Garrett explains. “What we are learning is that if you want
to have true change in health care, it needs to be supported
by the system. The patient is at the center of the system
and not the provider.”
Bunting observes that the Asheville
model is growing bigger than pharmacy.
Health care educators receive the opportunity
to expand their educational reach
and to be compensated in exchange.
With this extra support, physicians are
assisted in achieving the care goals they
have set out for their patients. “They
still want to be in charge of their care,
and this doesn’t usurp that in any way,”
Dr. Bunting explains. “They get more information
that allows them to make more
informed decisions, and their patient
receives more education that the physician
wouldn’t have the time to do.”
Under the Asheville model, the treatment
plan is enforced because patients
adhere much better to what their doctor
is asking of them.
Dr. Bunting emphasizes that the Asheville
model illustrates that preventive care
can work, and when it does, health care
costs can be controlled and, in some
cases, reduced. “The whole country
needs to shift its focus from fixing people
when they break to keeping them
from breaking,” he says. In its current
state, the primary care system places
the majority of the burden on the doctors,
who, he says, are overwhelmed.
“There are a lot of barriers: cost of
medications, time that they are able to
spend with patients, and so on.”
In this way, the Asheville model
assists in preventing these health conditions
from getting out of hand, immobilizing
the patient, and racking up
costs. “In the United States, we do not
have a health care system; we have a sick
care system,” Garrett says. “What the Asheville model does,
and what the people who have chosen to replicate it have
done, is say, ‘We are going to do something different.’”

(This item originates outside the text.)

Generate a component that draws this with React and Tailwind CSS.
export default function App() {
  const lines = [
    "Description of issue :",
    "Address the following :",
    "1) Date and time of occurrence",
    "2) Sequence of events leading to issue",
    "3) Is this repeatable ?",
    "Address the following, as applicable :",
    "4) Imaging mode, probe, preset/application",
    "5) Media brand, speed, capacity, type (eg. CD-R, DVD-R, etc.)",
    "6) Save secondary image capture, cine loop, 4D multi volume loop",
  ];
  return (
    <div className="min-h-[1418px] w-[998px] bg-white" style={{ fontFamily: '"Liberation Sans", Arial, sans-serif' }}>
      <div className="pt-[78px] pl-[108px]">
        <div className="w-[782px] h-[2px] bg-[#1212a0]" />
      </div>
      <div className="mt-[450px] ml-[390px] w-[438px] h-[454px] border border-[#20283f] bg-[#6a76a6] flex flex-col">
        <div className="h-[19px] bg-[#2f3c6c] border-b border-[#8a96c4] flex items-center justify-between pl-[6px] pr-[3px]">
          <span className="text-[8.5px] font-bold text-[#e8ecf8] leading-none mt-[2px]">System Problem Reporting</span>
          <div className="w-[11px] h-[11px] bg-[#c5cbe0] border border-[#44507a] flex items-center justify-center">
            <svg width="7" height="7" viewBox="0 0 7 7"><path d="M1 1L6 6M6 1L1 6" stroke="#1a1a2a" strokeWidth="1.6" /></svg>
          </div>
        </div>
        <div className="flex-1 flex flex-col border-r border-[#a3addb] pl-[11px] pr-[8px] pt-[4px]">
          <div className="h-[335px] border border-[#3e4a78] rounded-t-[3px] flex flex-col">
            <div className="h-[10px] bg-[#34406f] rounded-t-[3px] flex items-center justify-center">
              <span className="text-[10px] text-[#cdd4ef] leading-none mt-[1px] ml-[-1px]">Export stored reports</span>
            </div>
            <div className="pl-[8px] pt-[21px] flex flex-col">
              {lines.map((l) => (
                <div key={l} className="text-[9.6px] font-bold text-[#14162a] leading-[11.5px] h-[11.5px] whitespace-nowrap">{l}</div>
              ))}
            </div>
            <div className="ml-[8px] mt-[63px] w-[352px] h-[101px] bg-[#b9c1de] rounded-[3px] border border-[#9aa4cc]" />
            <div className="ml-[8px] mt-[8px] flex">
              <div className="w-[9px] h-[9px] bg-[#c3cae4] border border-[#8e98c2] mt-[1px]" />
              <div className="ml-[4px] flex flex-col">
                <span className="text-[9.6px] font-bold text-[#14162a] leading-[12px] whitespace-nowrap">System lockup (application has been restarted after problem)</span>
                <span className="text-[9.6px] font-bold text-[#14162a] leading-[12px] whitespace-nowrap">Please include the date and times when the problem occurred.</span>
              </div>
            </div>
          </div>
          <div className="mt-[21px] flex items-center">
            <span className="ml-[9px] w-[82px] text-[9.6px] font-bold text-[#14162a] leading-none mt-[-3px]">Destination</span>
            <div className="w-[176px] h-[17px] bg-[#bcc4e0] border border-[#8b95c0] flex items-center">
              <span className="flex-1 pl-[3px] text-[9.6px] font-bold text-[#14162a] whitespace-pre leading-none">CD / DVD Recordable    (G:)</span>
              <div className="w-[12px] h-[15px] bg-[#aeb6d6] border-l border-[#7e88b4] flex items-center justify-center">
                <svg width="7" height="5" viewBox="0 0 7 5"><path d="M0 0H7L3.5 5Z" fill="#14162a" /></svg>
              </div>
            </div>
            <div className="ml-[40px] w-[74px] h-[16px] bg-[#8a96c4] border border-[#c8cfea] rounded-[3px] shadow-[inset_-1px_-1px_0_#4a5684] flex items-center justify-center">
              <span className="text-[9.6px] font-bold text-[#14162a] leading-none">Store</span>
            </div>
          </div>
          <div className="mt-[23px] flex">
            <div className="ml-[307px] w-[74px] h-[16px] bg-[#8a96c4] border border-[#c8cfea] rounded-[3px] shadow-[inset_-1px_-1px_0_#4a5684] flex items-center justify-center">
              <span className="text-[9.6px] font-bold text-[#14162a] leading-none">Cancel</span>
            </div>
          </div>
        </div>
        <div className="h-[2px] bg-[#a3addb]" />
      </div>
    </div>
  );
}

For more information, contact American Pharmacists Association
Foundation: www.aphafoundation.org or Mission Hospitals: www.missionhospitals.org
Patients Take on Proactive Roles
Regina Humphries, Patient Service
Supervisor, Mission Hospitals
Carolyn Heinze
In her role as patient service supervisor with Mission
Hospitals, Regina Humphries counsels patients suffering
from a number of conditions. When Humphries herself
was first diagnosed with asthma, high blood pressure, high
cholesterol, and diabetes, however, she had a difficult time
accepting it.
“I was very much in denial,” Humphries admits. As a
patient in Mission Hospitals’ wellness program, she
received the coaching she required to deal with her condition.
“My case manager would call, even when I didn’t have
to see her to say, ‘How are you doing? When you left the
office a couple of days ago, you weren’t at a point where I
was satisfied with you.’ She would talk with me, for however
long I needed, to smooth out some of the edges.”
This moral support went a long way for Humphries,
who couldn’t believe all of these health conditions were
happening to her. “She would tell, without breaking any
confidentiality, stories of other patients who were going
through the same thing, so that I didn’t feel like I was by
myself,” she says. “She was very encouraging. I could call
her any time, and she was quick in calling me back. And
she didn’t seem to get frustrated when I would complain if
a medication was making my stomach upset or causing me
not to feel well.”
Humphries touts the feeling of community that the
wellness program offers, transforming patients from being
victims to proactive participants in the management of
their health. “You feel valued,” she says. “When you go
into this mentoring program with whomever—a pharmacist,
or whomever is your coach—this is one of the places
where everything is laid out on the table. They make you
feel like you have this disease, you are not of this disease.”